2) Teniendo en cuenta que el bautismo cristiano es un rito de iniciación, sí cabría destacar algunas coincidencias o puntos de convergencia. A este propósito cabe anotar que en casi todas las tradiciones religiosas existen ritos de paso o tránsito, llamados de iniciación. Así se celebra el paso de la niñez a la pubertad, o de la juventud a la edad adulta. El bautismo cristiano es un rito de iniciación. Ello supone la imposición de un nombre, la aceptación de unas creencias y unas formas de comportamiento, y el ingreso en una comunidad. Indudablemente, en este sentido, cabría reconocer una cierta analogía, un cierto paralelismo con lo que se quiere celebrar en el llamado «bautismo laico».
3) Pero el bautismo cristiano es algo más. Porque la iniciación cristiana es, ante todo, una incorporación a Cristo.
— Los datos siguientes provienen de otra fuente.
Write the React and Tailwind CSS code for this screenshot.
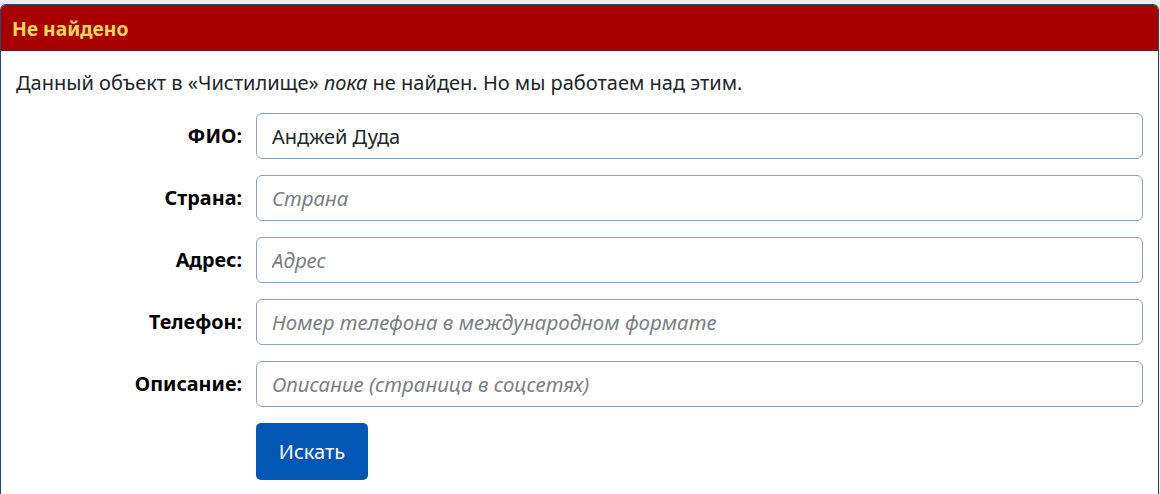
import { useState } from "react";

const fields = [
  { id: "fio", label: "ФИО:", placeholder: "ФИО", value: "Анджей Дуда" },
  { id: "country", label: "Страна:", placeholder: "Страна" },
  { id: "address", label: "Адрес:", placeholder: "Адрес" },
  { id: "phone", label: "Телефон:", placeholder: "Номер телефона в международном формате" },
  { id: "about", label: "Описание:", placeholder: "Описание (страница в соцсетях)" },
];

function App() {
  const [values, setValues] = useState(
    Object.fromEntries(fields.map((f) => [f.id, f.value || ""]))
  );

  return (
    <div
      className="min-h-[494px] bg-[#e9ecef] pt-[4px] pr-[1px]"
      style={{ fontFamily: '"Noto Sans", "Open Sans", sans-serif' }}
    >
      <div className="h-[490px] overflow-hidden rounded-t-[6px] border-x border-t border-[#1d4a72] bg-white">
        <div className="flex h-[46px] items-center border-b border-[#7a1530] bg-[#a80000] px-[11px] pt-[3px]">
          <h2 className="text-[19.3px] font-bold text-[#ffd95a]">Не найдено</h2>
        </div>

        <div className="px-[15px] pt-[18px]">
          <p className="text-[20px] leading-[28px] text-[#212529]">
            Данный объект в «Чистилище» <em>пока</em> не найден. Но мы работаем над этим.
          </p>

          <form
            className="mt-[16px] flex flex-col gap-[16px]"
            onSubmit={(e) => e.preventDefault()}
          >
            {fields.map((f) => (
              <div key={f.id} className="flex items-center">
                <label
                  htmlFor={f.id}
                  className="w-[240px] shrink-0 pr-[14px] text-right text-[19.8px] font-bold text-black"
                >
                  {f.label}
                </label>
                <input
                  id={f.id}
                  value={values[f.id]}
                  onChange={(e) => setValues({ ...values, [f.id]: e.target.value })}
                  placeholder={f.placeholder}
                  className="h-[46px] flex-1 rounded-[6px] border border-[#8aa2c4] px-[15px] text-[20px] text-[#212529] outline-none placeholder:text-[20.5px] placeholder:italic placeholder:text-[#7b7f83]"
                />
              </div>
            ))}

            <div className="flex pl-[240px]">
              <button
                type="submit"
                className="h-[57px] w-[112px] rounded-[5px] bg-[#0256b6] text-[20px] text-white"
              >
                Искать
              </button>
            </div>
          </form>
        </div>
      </div>
    </div>
  );
}

export default App;
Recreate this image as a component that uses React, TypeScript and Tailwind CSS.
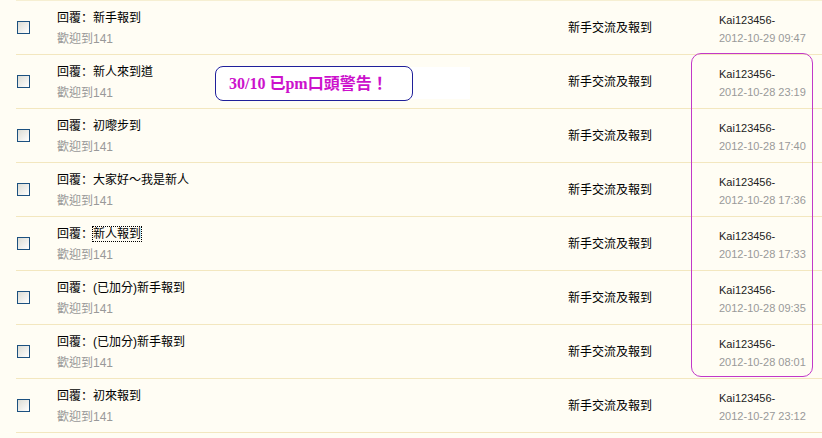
import React from "react";

type Row = {
  title: string;
  author: string;
  date: string;
  focus?: boolean;
};

const rows: Row[] = [
  { title: "新手報到", author: "Kai123456-", date: "2012-10-29 09:47" },
  { title: "新人來到道", author: "Kai123456-", date: "2012-10-28 23:19" },
  { title: "初嚟步到", author: "Kai123456-", date: "2012-10-28 17:40" },
  { title: "大家好～我是新人", author: "Kai123456-", date: "2012-10-28 17:36" },
  { title: "新人報到", author: "Kai123456-", date: "2012-10-28 17:33", focus: true },
  { title: "(已加分)新手報到", author: "Kai123456-", date: "2012-10-28 09:35" },
  { title: "(已加分)新手報到", author: "Kai123456-", date: "2012-10-28 08:01" },
  { title: "初來報到", author: "Kai123456-", date: "2012-10-27 23:12" },
];

function Checkbox() {
  return (
    <div className="w-[13px] h-[13px] border border-[#1c5180] bg-gradient-to-br from-[#dcdcd4] to-[#ffffff]" />
  );
}

export default function App() {
  return (
    <main
      className="relative w-[822px] h-[438px] overflow-hidden bg-[#fffdf4] text-[12px] text-black"
      style={{ fontFamily: '"Liberation Sans", "Noto Sans CJK TC", sans-serif' }}
    >
      <div className="ml-4 border-t border-[#f6efd2]">
        {rows.map((r, i) => (
          <div key={i} className="flex items-center h-[54px] border-b border-[#f3e7bf]">
            <div className="w-[41px] pl-[1px] flex">
              <Checkbox />
            </div>
            <div className="w-[511px] self-start pt-[9px] flex flex-col">
              <div className="leading-[14px]">
                回覆
                <span style={{ fontFamily: '"Noto Sans CJK SC", sans-serif' }}>：</span>
                {r.focus ? (
                  <span className="outline outline-1 outline-dotted outline-black">{r.title}</span>
                ) : (
                  r.title
                )}
              </div>
              <div className="leading-[14px] mt-[7px] text-[#999999]">歡迎到141</div>
            </div>
            <div className="w-[151px] leading-[14px]">新手交流及報到</div>
            <div className="flex-1 self-start pt-[12px] flex flex-col">
              <div className="text-[11px] leading-[14px] text-[#222222]">{r.author}</div>
              <div className="text-[11px] leading-[14px] mt-[4px] text-[#999999]">{r.date}</div>
            </div>
          </div>
        ))}
      </div>

      {/* pasted note */}
      <div className="absolute left-[215px] top-[67px] w-[255px] h-[32px] bg-white" />
      <div
        className="absolute left-[215px] top-[66px] w-[198px] h-[35px] border border-[#20209a] rounded-[8px] bg-white flex items-center pl-[13px] text-[16px] font-bold text-[#cc11cc]"
        style={{ fontFamily: '"Liberation Serif", "Noto Sans CJK TC", serif' }}
      >
        30/10 已pm口頭警告！
      </div>

      {/* highlight ring */}
      <div className="absolute left-[691px] top-[53px] w-[122px] h-[324px] border border-[#c238c8] rounded-[10px]" />
    </main>
  );
}
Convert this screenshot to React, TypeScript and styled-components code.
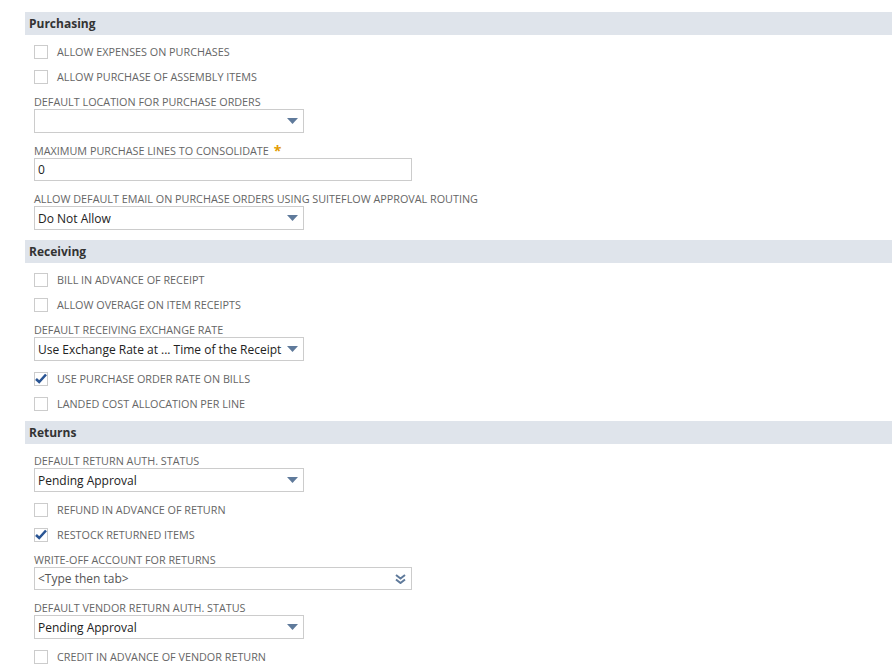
import React from 'react';
import styled, { createGlobalStyle } from 'styled-components';

const GlobalStyle = createGlobalStyle`
  body {
    margin: 0;
    background: #ffffff;
    font-family: "Open Sans", "Liberation Sans", Arial, sans-serif;
  }
`;

type Item =
  | { kind: 'check'; label: string; checked?: boolean }
  | { kind: 'select'; label: string; value: string }
  | { kind: 'input'; label: string; value: string; required?: boolean }
  | { kind: 'lookup'; label: string; placeholder: string };

interface SectionData {
  title: string;
  items: Item[];
}

const sections: SectionData[] = [
  {
    title: 'Purchasing',
    items: [
      { kind: 'check', label: 'Allow expenses on purchases' },
      { kind: 'check', label: 'Allow purchase of assembly items' },
      { kind: 'select', label: 'Default location for purchase orders', value: '' },
      { kind: 'input', label: 'Maximum purchase lines to consolidate', value: '0', required: true },
      {
        kind: 'select',
        label: 'Allow default email on purchase orders using suiteflow approval routing',
        value: 'Do Not Allow',
      },
    ],
  },
  {
    title: 'Receiving',
    items: [
      { kind: 'check', label: 'Bill in advance of receipt' },
      { kind: 'check', label: 'Allow overage on item receipts' },
      {
        kind: 'select',
        label: 'Default receiving exchange rate',
        value: 'Use Exchange Rate at ... Time of the Receipt',
      },
      { kind: 'check', label: 'Use purchase order rate on bills', checked: true },
      { kind: 'check', label: 'Landed cost allocation per line' },
    ],
  },
  {
    title: 'Returns',
    items: [
      { kind: 'select', label: 'Default return auth. status', value: 'Pending Approval' },
      { kind: 'check', label: 'Refund in advance of return' },
      { kind: 'check', label: 'Restock returned items', checked: true },
      { kind: 'lookup', label: 'Write-off account for returns', placeholder: '<Type then tab>' },
      { kind: 'select', label: 'Default vendor return auth. status', value: 'Pending Approval' },
      { kind: 'check', label: 'Credit in advance of vendor return' },
    ],
  },
];

const Page = styled.div`
  padding: 12px 0 0 25px;
`;

const Section = styled.section`
  margin-bottom: 5px;
`;

const SectionHeader = styled.h2`
  margin: 0;
  height: 23px;
  display: flex;
  align-items: center;
  padding-left: 4px;
  background: #dfe4eb;
  color: #333333;
  font-size: 12px;
  font-weight: 700;
`;

const SectionBody = styled.div`
  padding: 4px 0 0 9px;
`;

const CheckRow = styled.label`
  height: 25px;
  display: flex;
  align-items: center;
  gap: 9px;
`;

const Box = styled.span`
  box-sizing: border-box;
  width: 14px;
  height: 14px;
  border: 1px solid #cccccc;
  background: #ffffff;
  display: flex;
  align-items: center;
  justify-content: center;
  flex: none;
`;

const Caption = styled.span`
  font-size: 10.8px;
  line-height: 14px;
  color: #666666;
  text-transform: uppercase;
`;

const FieldGroup = styled.div`
  padding: 6px 0 5px;
`;

const FieldLabel = styled.div`
  font-size: 10.8px;
  line-height: 14px;
  color: #666666;
  text-transform: uppercase;
  display: flex;
  gap: 5px;
`;

const Star = styled.span`
  color: #e39b00;
  font-size: 14px;
  line-height: 14px;
  font-weight: 700;
`;

const Field = styled.div<{ $wide?: boolean }>`
  box-sizing: border-box;
  width: ${(p) => (p.$wide ? '378px' : '270px')};
  height: ${(p) => (p.$wide ? '23px' : '24px')};
  border: 1px solid #cccccc;
  background: #ffffff;
  display: flex;
  align-items: center;
  padding: 0 5px 0 3px;
`;

const Value = styled.span<{ $muted?: boolean }>`
  flex: 1;
  font-size: 12px;
  color: ${(p) => (p.$muted ? '#555555' : '#222222')};
  white-space: nowrap;
  overflow: hidden;
`;

const Check = () => (
  <svg width="12" height="11" viewBox="0 0 12 11">
    <path d="M1 6 L4.2 9 L11 1.5" fill="none" stroke="#2a5594" strokeWidth="2.6" />
  </svg>
);

const Arrow = () => (
  <svg width="11" height="6" viewBox="0 0 11 6">
    <path d="M0 0 H11 L5.5 6 Z" fill="#5f7a9b" />
  </svg>
);

const DoubleChevron = () => (
  <svg width="11" height="10" viewBox="0 0 11 10">
    <path d="M1 1 L5.5 4.5 L10 1" fill="none" stroke="#5f7a9b" strokeWidth="2" />
    <path d="M1 5.5 L5.5 9 L10 5.5" fill="none" stroke="#5f7a9b" strokeWidth="2" />
  </svg>
);

const renderItem = (item: Item, i: number) => {
  if (item.kind === 'check') {
    return (
      <CheckRow key={i}>
        <Box>{item.checked && <Check />}</Box>
        <Caption>{item.label}</Caption>
      </CheckRow>
    );
  }
  return (
    <FieldGroup key={i}>
      <FieldLabel>
        {item.label}
        {item.kind === 'input' && item.required && <Star>*</Star>}
      </FieldLabel>
      {item.kind === 'select' && (
        <Field>
          <Value>{item.value}</Value>
          <Arrow />
        </Field>
      )}
      {item.kind === 'input' && (
        <Field $wide>
          <Value>{item.value}</Value>
        </Field>
      )}
      {item.kind === 'lookup' && (
        <Field $wide>
          <Value $muted>{item.placeholder}</Value>
          <DoubleChevron />
        </Field>
      )}
    </FieldGroup>
  );
};

const App: React.FC = () => {
  return (
    <>
      <GlobalStyle />
      <Page>
        {sections.map((s) => (
          <Section key={s.title}>
            <SectionHeader>{s.title}</SectionHeader>
            <SectionBody>{s.items.map(renderItem)}</SectionBody>
          </Section>
        ))}
      </Page>
    </>
  );
};

export default App;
Por el bautismo, el bautizado se convierte en un hombre nuevo, en un hombre regenerado, inmerso en una nueva existencia, unido al triunfo de Cristo sobre el mal y sobre la muerte. Por otra parte, san Juan, al hablar del bautismo en su evangelio, lo considera un nuevo nacimiento por el cual el bautizado nace a una nueva vida. Esta es la gran realidad cristiana que hace del bautismo un gesto propio, único e intransferible.
4) Hay que decir algo además sobre el uso de la palabra «bautismo». Es un término de origen griego. Inicialmente, en su acepción más arcaica, significa «sumergir en el agua» o «sumergirse». Los cristianos asumen esta palabra porque el símbolo bautismal, en su forma más antigua, consistía en una inmersión en el agua. Por eso se le llamó bautismo. Los cristianos de tradición latina reutilizaron la palabra griega, latinizándola, y así llamaron a este rito «bautismo». Por eso, esta palabra es propia y específicamente una expresión cristiana, y solo debería usarse con referencia al rito cristiano. Todo uso civil o laico de esta palabra, a mi juicio inapropiado y abusivo, ha de entenderse únicamente en sentido genérico y extensivo.
5) Quiero añadir una última observación. No desearía caer en tecnicismos teológicos abstractos utilizando un lenguaje inaccesible para los lectores de este libro. A mi juicio, una interpretación sesgada del sacramento del bautismo ha convertido este rito en el sacramento de los recién nacidos, el sacramento que acompaña el nacimiento de los niños. Al utilizar este criterio, los sacramentos son interpretados como ritos que acompañan el desarrollo biológico del cristiano. Esta interpretación, aceptable desde cierto punto de vista, no agota en absoluto la realidad profunda de los sacramentos. Estos se definen no por su referencia al desarrollo biológico, sino por los diferentes niveles de nuestra gradual y progresiva incorporación a Cristo, experimentada desde una evidente pluralidad de situaciones existenciales. Lo cual, a juicio de los teólogos, explica la pluralidad de sacramentos. Hablando en plata, todos sabemos que el bautismo no es solo un sacramento para niños, sino que también existe la celebración del bautismo para adultos. En este caso no cabría la más mínima analogía que permitiera asimilar el bautismo cristiano a la incorporación de un niño a la sociedad democrática y ciudadana.
6) Termino. A mí no me gusta que se utilice el término «bautismo» para referirse a la incorporación del niño a la comunidad ciudadana. Sin embargo, reconozco la existencia de importantes analogías que hacen de ese acto una especie de rito de iniciación. Además, me parece justo que, en una sociedad laica, haya personas que deseen celebrar de alguna forma, al margen de la religión, el acceso de sus hijos a la vida social. No es de recibo, sin embargo, la escandalera monumental montada con motivo del «bautismo laico» del hijo de Cayetana Guillén Cuervo, por hipócrita, indocumentada y tendenciosa.